Paul Slovic, Psychology Researcher, University of Oregon

Paul Slovic, University of Oregon psychologist, says this experience we have when things are just too big, too far removed, too abstract for us to be “moved” about is called ‘Psychic Numbing.’ It’s not that we ignore such mass suffering, but that we just can’t fathom it.

Our typical immediate response is to look to our government or large organizations or agencies to take care of the problem. And then we move on with our day, doing whatever we do, telling ourselves that the problem will be handled, so it can be ok to walk away.

Did you know tens of millions of Americans got booted from their health insurance coverage when the Affordable Care Act became the law of the land? 3

Did you know that millions and millions of people died violently in the war and waves of genocide in Darfur? 3

Did you know that our country’s opioid epidemic killed 33,000 in 2015?3 That number is up to 42,000 in 2016? And the numbers for 2017 aren’t available yet, but do you want to bet that number exceeds 50,000?
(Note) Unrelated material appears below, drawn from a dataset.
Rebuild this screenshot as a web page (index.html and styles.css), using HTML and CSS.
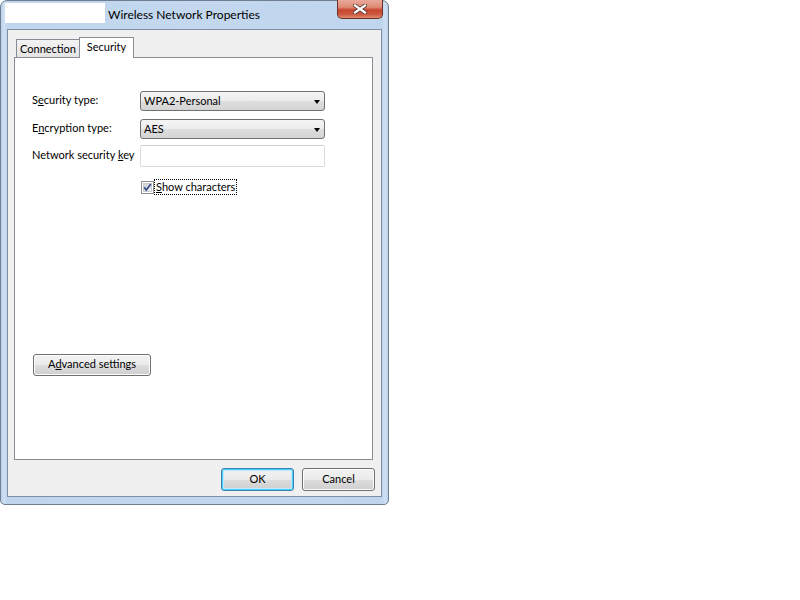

Did you know that the U.S. has more mass shootings than any other country in the world? Between 1982 and 2011, a mass shooting in the U.S. occurred every 200 days. Between 2011 and 2014, that rate increased to every 64 days. Mass killings by guns alone between 2006 and 2017 totaled 271 incidents, involving 1,358 victims.4

Did you know that as of 2014, 12.1 million illegal immigrants were already living in the United States? According to U.S. Customs, 303,916 such immigrants crossed the border in 2017 alone.5

“…this is really a pretty scary kind of thing.”

Paul Slovic

Slovic’s definition of ‘Psychic Numbing’ is that as the number of victims involved increases, human empathy, our willingness to help, decreases. Slovic contends that this explains why we so often fail to respond personally to large-scale suffering.3

Scientifically, it means, Slovic explains, there is no constant value for a human life, that the value of a single life decreases as the sheer scale of the tragedy at hand increases. Slovic added that we are indeed compelled to help individuals, but we don’t respond proportionally as numbers of the suffering increase because the world’s biggest problems cannot be solved one person at a time.3

“The larger the number, the larger the apathy.”

Brian Resnick

Slovic says we have to understand that while we are “moved” compassionately the first time we see or hear of a tragedy in the making, over time we literally shed our sensitivity to it.

The first step in the process of being desensitized is called the ‘numbing response,’ the beginning of the loss of sensitivity because of large numbers.

The second step is called the ‘false sense of inefficacy.’ This is the feeling that whatever you do, because the problem is so massive, it just won’t matter.

The third step is called the ‘prominence effect.’  This is when people ultimately make a choice to not act or to do something helpful in an area where they can make the biggest contribution or be more helpful with respect to. This is especially true of our politicians.

“Our leaders, they see what’s happening. They get the vivid pictures, the individual stories. They know this is horrible, and yet they still often choose not to act.”

Paul Slovic

While it may be human nature to not get involved when a tragedy is too big for one to make a difference, it doesn’t mean we should accept that behavior. In the final analysis, not responding is not the right thing to do.3

“[what we have to realize is] even partial solutions save whole lives.”

Paul Slovic

The first step in the long journey to recover our sensitivity, our compassion for others, is to realize we have been unwittingly desensitized. And we have to see news on t.v. for what it really is. News, by definition, is what is out of the ordinary. Unfortunately, we have come to pervert that truth by thinking that what we see and hear in our media is common and ordinary...like it is happening on a scale that it in truth could not possibly be. For example, when you hear on the news that voter fraud is rampant. Realize that that is more than likely not the truth. The truth is more likely that a precinct in Broward County made sure a few measly votes weren't counted.

We have to care again. And we have to do it on a scale more grand than any other time in history. Let's take back the truth in our lives...we've been blinded long enough.

 

 

1 “The First Televised War,” Ronald Steinman, The New York Times, 2017.

2 “Vietnam on Television,” museum.tv, 2018.

3 “A Psychologist Explains the Limits of Human Compassion, Brian Resnick, 2017.

4 “Mass Shootings in the United States,” Wikipedia, 2018.

5 “Illegal Immigration Statistics,” Lori Robertson, FactCheck.org, 2018.

6 “Mass Shootings and the Limits of Human Compassion,” Brian Resnick, 2018.